Goal: I would like to update a toolchain originally based on the 3.3
branch. Right now I'm just trying to get our project to run under
3.4.6. (Taking things one at a time -- if that works, then I'll try
4.0, and so on)
Difficulty: i'm trying to link against the Sony Aibo robot's system
software, which is not open source, so we can't just recompile
everything from scratch. However, I know about setting the ABI
version and have things *basically* working except for relocation
table entries for the eh_frame section causing trouble.
Background: The Aibo uses a MIPS processor, the toolchain is
targeting mipsel-linux. I'm using binutils 2.15 and newlib 1.15.
The final executable is an ELF binary, but uses some custom section
layouts. Sony provides some perl scripts which generate these
through a combination of ld scripts and generating tables as C code.
Of interest is how they handle the relocation table:
First they do a "normal" link (which they call the 'nosnap' file)
$ld -o nosnap.elf $libs
Then they link again using the same flags except adding '-r' to
generate relocation tables in a "rel" file
$ld -r -o rel.elf $libs
Their script then reads through *all* of the relocation entries in
the "rel" file ($readelf -r rel.elf), and for each of the R_MIPS_32
(and only R_MIPS_32) entries, pulls 4 bytes from the specified offset
of the "nosnap" file, then records this value and the offset itself
into a big table. It then later compiles and stores the table as a
section in the final "snap" executable. My guess is that the robot's
loader adds the process's offset in memory to all of the relocation
table entries
The problem that I'm seeing moving from gcc 3.3.6 to 3.4.6 (and
apparently, beyond, I've tried this with 4.0.4 and 4.1.2 as well) is
that the eh_frame section used to consist entirely of R_MIPS_PC32
entries, which were ignored and left out of Sony's relocation table.
However, gcc 3.4+ generates R_MIPS_32 entries in eh_frame. By
itself, this seems fine, except that the size of the .eh_frame
section in the "nosnap" file doesn't match the size of the .eh_frame
in the "rel" file, the latter being larger. Somehow the -r option
changes the eh_frame section, and the offsets in .rel.eh_frame exceed
the boundaries of the nosnap .eh_frame section.

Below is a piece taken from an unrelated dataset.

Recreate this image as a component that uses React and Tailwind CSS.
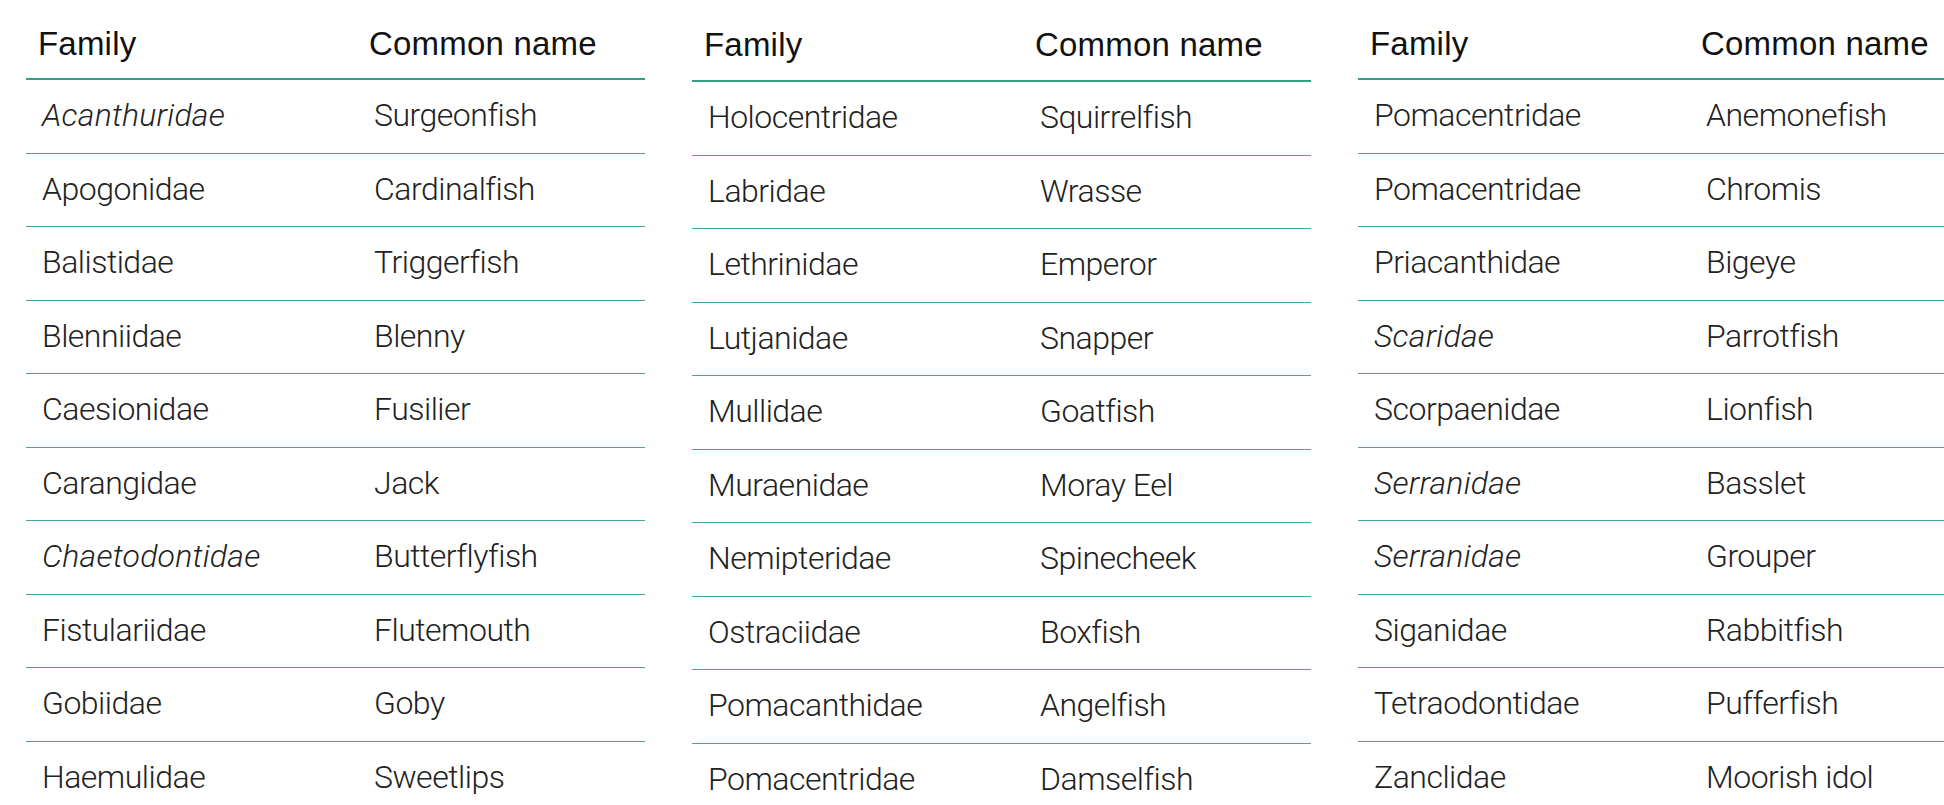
import React from "react";

const tables = [
  {
    offset: "mt-0",
    head: "h-[80px] pb-[16px]",
    rows: [
      ["Acanthuridae", "Surgeonfish", true],
      ["Apogonidae", "Cardinalfish"],
      ["Balistidae", "Triggerfish"],
      ["Blenniidae", "Blenny"],
      ["Caesionidae", "Fusilier"],
      ["Carangidae", "Jack"],
      ["Chaetodontidae", "Butterflyfish", true],
      ["Fistulariidae", "Flutemouth"],
      ["Gobiidae", "Goby"],
      ["Haemulidae", "Sweetlips"],
    ],
  },
  {
    offset: "mt-[1px]",
    head: "h-[81px] pb-[17px]",
    rows: [
      ["Holocentridae", "Squirrelfish"],
      ["Labridae", "Wrasse"],
      ["Lethrinidae", "Emperor"],
      ["Lutjanidae", "Snapper"],
      ["Mullidae", "Goatfish"],
      ["Muraenidae", "Moray Eel"],
      ["Nemipteridae", "Spinecheek"],
      ["Ostraciidae", "Boxfish"],
      ["Pomacanthidae", "Angelfish"],
      ["Pomacentridae", "Damselfish"],
    ],
  },
  {
    offset: "mt-0",
    head: "h-[80px] pb-[16px]",
    rows: [
      ["Pomacentridae", "Anemonefish"],
      ["Pomacentridae", "Chromis"],
      ["Priacanthidae", "Bigeye"],
      ["Scaridae", "Parrotfish", true],
      ["Scorpaenidae", "Lionfish"],
      ["Serranidae", "Basslet", true],
      ["Serranidae", "Grouper", true],
      ["Siganidae", "Rabbitfish"],
      ["Tetraodontidae", "Pufferfish"],
      ["Zanclidae", "Moorish idol"],
    ],
  },
];

function FishTable({ table }) {
  return (
    <div className={`w-[619px] shrink-0 ${table.offset}`}>
      {/* header */}
      <div
        className={`flex items-end border-b-2 border-[#33a086] font-['Liberation_Sans',Arial,sans-serif] text-[33px] leading-[36px] tracking-[0.2px] text-[#111] ${table.head}`}
      >
        <div className="w-[331px] pl-[12px]">Family</div>
        <div className="pl-[12px]">Common name</div>
      </div>

      {/* rows */}
      {table.rows.map(([family, common, italic]) => (
        <div
          key={family + common}
          className="flex h-[73.5px] items-center border-b border-[#46a59c] pb-[2px] font-['Roboto',sans-serif] text-[32px] font-light tracking-[-0.5px] text-[#222]"
        >
          <div className={`w-[331px] pl-[16px] ${italic ? "italic tracking-[0.2px]" : ""}`}>{family}</div>
          <div className="pl-[17px]">{common}</div>
        </div>
      ))}
    </div>
  );
}

export default function App() {
  return (
    <div className="h-screen w-full overflow-hidden bg-white">
      <div className="flex gap-[47px] pl-[26px]">
        {tables.map((t, i) => (
          <FishTable key={i} table={t} />
        ))}
      </div>
    </div>
  );
}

Section Headers for nosnap:
[Nr] Name Type Addr Off Size ES
Flg Lk Inf Al
...
[ 6] .data PROGBITS 005f5240 1f5240 009e60 00
WA 0 0 16
[ 7] .eh_frame PROGBITS 005ff0a0 1ff0a0 0149ec 00
WA 0 0 4
...
Section Headers for rel:
[Nr] Name Type Addr Off Size ES
Flg Lk Inf Al
...
[10] .data PROGBITS 005f63a0 1f63a0 009e60 00
WA 0 0 16
[11] .rel.data REL 00000000 600d3c 00e810
08 44 a 4
[12] .eh_frame PROGBITS 00600200 200200 018900 00
WA 0 0 4
[13] .rel.eh_frame REL 00000000 60f54c 007698
08 44 c 4
...
Section Headers for final binary:
[Nr] Name Type Addr Off Size ES
Flg Lk Inf Al
...
[13] .data PROGBITS 001f5240 1f5240 009e60 00
WA 0 0 16
[14] .eh_frame PROGBITS 001ff0a0 1ff0a0 0149ec 00
WA 0 0 4
...
Notice the final binary's eh_frame size matches the nosnap, but not
the "rel" file. I should point out that this size changing occurred
between the nosnap and rel files under 3.3.6 as well, it's simply
that since the script ignored all of the eh_frame entries generated
under 3.3.6, it didn't matter.
So I'm not sure what's supposed to be done with the entries
in .eh_frame. Why does the size of the section change? Are the
relocation offsets even valid to look up in the "nosnap" file? (Why
problems only for .eh_frame and not the data section, which
apparently works fine) Is there something fundamentally broken with
what their script was trying to do?
I'd also like to point out that if I just ignore the .eh_frame
entries which fall outside the section's nosnap boundaries, the code
does load and starts to run! So it's really close if we can get
these relocation entries in order.
Thank you very much for your time! I'm happy to provide the full
scripts or any other information that might be helpful.
-Ethan